* Begin DATA EXTRACT *

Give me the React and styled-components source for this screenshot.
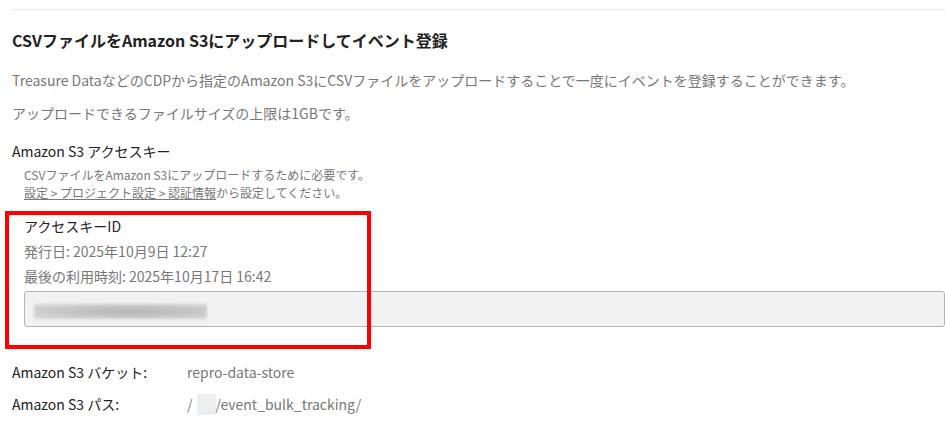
import React from "react";
import styled, { createGlobalStyle } from "styled-components";

const GlobalStyle = createGlobalStyle`
  html, body { margin: 0; padding: 0; background: #fff; }
  body {
    font-family: "Noto Sans CJK JP", "Noto Sans", sans-serif;
    color: #222;
    -webkit-font-smoothing: antialiased;
  }
  * { box-sizing: border-box; }
`;

const Page = styled.div`
  padding: 9px 0 40px 12px;
  width: 945px;
`;

const Divider = styled.div`
  border-top: 1px solid #e8e8e8;
`;

const Title = styled.h2`
  margin: 18px 0 0;
  font-size: 16px;
  line-height: 24px;
  font-weight: 700;
  color: #222;
`;

const Lead = styled.p`
  margin: ${(p) => p.$mt}px 0 0;
  font-size: 14px;
  line-height: 21px;
  color: #777;
`;

const Label = styled.div`
  margin-top: ${(p) => p.$mt || 0}px;
  font-size: 14px;
  line-height: 21px;
  color: #222;
`;

const Help = styled.div`
  margin: 4px 0 0 12px;
  font-size: 12px;
  line-height: 18px;
  color: #777;
`;

const HelpLink = styled.a`
  color: #777;
  text-decoration: underline;
`;

const KeySection = styled.section`
  position: relative;
  margin: 12px 0 0 12px;
`;

const KeyTitle = styled.div`
  font-size: 14px;
  line-height: 25px;
  color: #222;
`;

const KeyMeta = styled.div`
  font-size: 14px;
  line-height: 25px;
  color: #777;
`;

const KeyField = styled.div`
  margin-top: 2px;
  height: 36px;
  background: #f2f2f2;
  border: 1px solid #b3b3b3;
  border-radius: 3px;
  padding: 12px 0 0 9px;
`;

const Blurred = styled.div`
  width: ${(p) => p.$w}px;
  height: ${(p) => p.$h}px;
  background: ${(p) => p.$bg};
  filter: blur(${(p) => p.$blur}px);
`;

const Highlight = styled.div`
  position: absolute;
  left: -19px;
  top: -3px;
  width: 366px;
  height: 138px;
  border: 4px solid #ff0000;
  pointer-events: none;
`;

const InfoList = styled.dl`
  margin: 35px 0 0;
  display: grid;
  grid-template-columns: 175px 1fr;
  row-gap: 11px;
  font-size: 14px;
  line-height: 21px;
`;

const InfoKey = styled.dt`
  color: #222;
`;

const InfoValue = styled.dd`
  margin: 0;
  color: #777;
  display: flex;
  align-items: center;
`;

const PathMask = styled.span`
  display: inline-block;
  margin-left: 4px;
  width: 19px;
  height: 21px;
  background: #eceef0;
`;

export default function App() {
  return (
    <>
      <GlobalStyle />
      <Page>
        <Divider />
        <Title>CSVファイルをAmazon S3にアップロードしてイベント登録</Title>
        <Lead $mt={18}>
          Treasure DataなどのCDPから指定のAmazon S3にCSVファイルをアップロードすることで一度にイベントを登録することができます。
        </Lead>
        <Lead $mt={12}>アップロードできるファイルサイズの上限は1GBです。</Lead>
        <Label $mt={17}>Amazon S3 アクセスキー</Label>
        <Help>
          CSVファイルをAmazon S3にアップロードするために必要です。
          <br />
          <HelpLink>設定 &gt; プロジェクト設定 &gt; 認証情報</HelpLink>から設定してください。
        </Help>
        <KeySection>
          <KeyTitle>アクセスキーID</KeyTitle>
          <KeyMeta>発行日: 2025年10月9日 12:27</KeyMeta>
          <KeyMeta>最後の利用時刻: 2025年10月17日 16:42</KeyMeta>
          <KeyField>
            <Blurred
              $w={173}
              $h={15}
              $blur={1.5}
              $bg="radial-gradient(ellipse at 55% 50%, #b4b4b4 0%, #c4c4c4 45%, #dadada 100%)"
            />
          </KeyField>
          <Highlight />
        </KeySection>
        <InfoList>
          <InfoKey>Amazon S3 バケット:</InfoKey>
          <InfoValue>repro-data-store</InfoValue>
          <InfoKey>Amazon S3 パス:</InfoKey>
          <InfoValue>
            /<PathMask />/event_bulk_tracking/
          </InfoValue>
        </InfoList>
      </Page>
    </>
  );
}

* End DATA EXTRACT *

Set every line down exactly as written, leaving each picture out.

Give me the React and styled-components source for this screenshot.
import React from "react";
import styled, { createGlobalStyle } from "styled-components";

const GlobalStyle = createGlobalStyle`
  html, body { margin: 0; padding: 0; background: #fff; }
  body {
    font-family: "Noto Sans CJK JP", "Noto Sans", sans-serif;
    color: #222;
    -webkit-font-smoothing: antialiased;
  }
  * { box-sizing: border-box; }
`;

const Page = styled.div`
  padding: 9px 0 40px 12px;
  width: 945px;
`;

const Divider = styled.div`
  border-top: 1px solid #e8e8e8;
`;

const Title = styled.h2`
  margin: 18px 0 0;
  font-size: 16px;
  line-height: 24px;
  font-weight: 700;
  color: #222;
`;

const Lead = styled.p`
  margin: ${(p) => p.$mt}px 0 0;
  font-size: 14px;
  line-height: 21px;
  color: #777;
`;

const Label = styled.div`
  margin-top: ${(p) => p.$mt || 0}px;
  font-size: 14px;
  line-height: 21px;
  color: #222;
`;

const Help = styled.div`
  margin: 4px 0 0 12px;
  font-size: 12px;
  line-height: 18px;
  color: #777;
`;

const HelpLink = styled.a`
  color: #777;
  text-decoration: underline;
`;

const KeySection = styled.section`
  position: relative;
  margin: 12px 0 0 12px;
`;

const KeyTitle = styled.div`
  font-size: 14px;
  line-height: 25px;
  color: #222;
`;

const KeyMeta = styled.div`
  font-size: 14px;
  line-height: 25px;
  color: #777;
`;

const KeyField = styled.div`
  margin-top: 2px;
  height: 36px;
  background: #f2f2f2;
  border: 1px solid #b3b3b3;
  border-radius: 3px;
  padding: 12px 0 0 9px;
`;

const Blurred = styled.div`
  width: ${(p) => p.$w}px;
  height: ${(p) => p.$h}px;
  background: ${(p) => p.$bg};
  filter: blur(${(p) => p.$blur}px);
`;

const Highlight = styled.div`
  position: absolute;
  left: -19px;
  top: -3px;
  width: 366px;
  height: 138px;
  border: 4px solid #ff0000;
  pointer-events: none;
`;

const InfoList = styled.dl`
  margin: 35px 0 0;
  display: grid;
  grid-template-columns: 175px 1fr;
  row-gap: 11px;
  font-size: 14px;
  line-height: 21px;
`;

const InfoKey = styled.dt`
  color: #222;
`;

const InfoValue = styled.dd`
  margin: 0;
  color: #777;
  display: flex;
  align-items: center;
`;

const PathMask = styled.span`
  display: inline-block;
  margin-left: 4px;
  width: 19px;
  height: 21px;
  background: #eceef0;
`;

export default function App() {
  return (
    <>
      <GlobalStyle />
      <Page>
        <Divider />
        <Title>CSVファイルをAmazon S3にアップロードしてイベント登録</Title>
        <Lead $mt={18}>
          Treasure DataなどのCDPから指定のAmazon S3にCSVファイルをアップロードすることで一度にイベントを登録することができます。
        </Lead>
        <Lead $mt={12}>アップロードできるファイルサイズの上限は1GBです。</Lead>
        <Label $mt={17}>Amazon S3 アクセスキー</Label>
        <Help>
          CSVファイルをAmazon S3にアップロードするために必要です。
          <br />
          <HelpLink>設定 &gt; プロジェクト設定 &gt; 認証情報</HelpLink>から設定してください。
        </Help>
        <KeySection>
          <KeyTitle>アクセスキーID</KeyTitle>
          <KeyMeta>発行日: 2025年10月9日 12:27</KeyMeta>
          <KeyMeta>最後の利用時刻: 2025年10月17日 16:42</KeyMeta>
          <KeyField>
            <Blurred
              $w={173}
              $h={15}
              $blur={1.5}
              $bg="radial-gradient(ellipse at 55% 50%, #b4b4b4 0%, #c4c4c4 45%, #dadada 100%)"
            />
          </KeyField>
          <Highlight />
        </KeySection>
        <InfoList>
          <InfoKey>Amazon S3 バケット:</InfoKey>
          <InfoValue>repro-data-store</InfoValue>
          <InfoKey>Amazon S3 パス:</InfoKey>
          <InfoValue>
            /<PathMask />/event_bulk_tracking/
          </InfoValue>
        </InfoList>
      </Page>
    </>
  );
}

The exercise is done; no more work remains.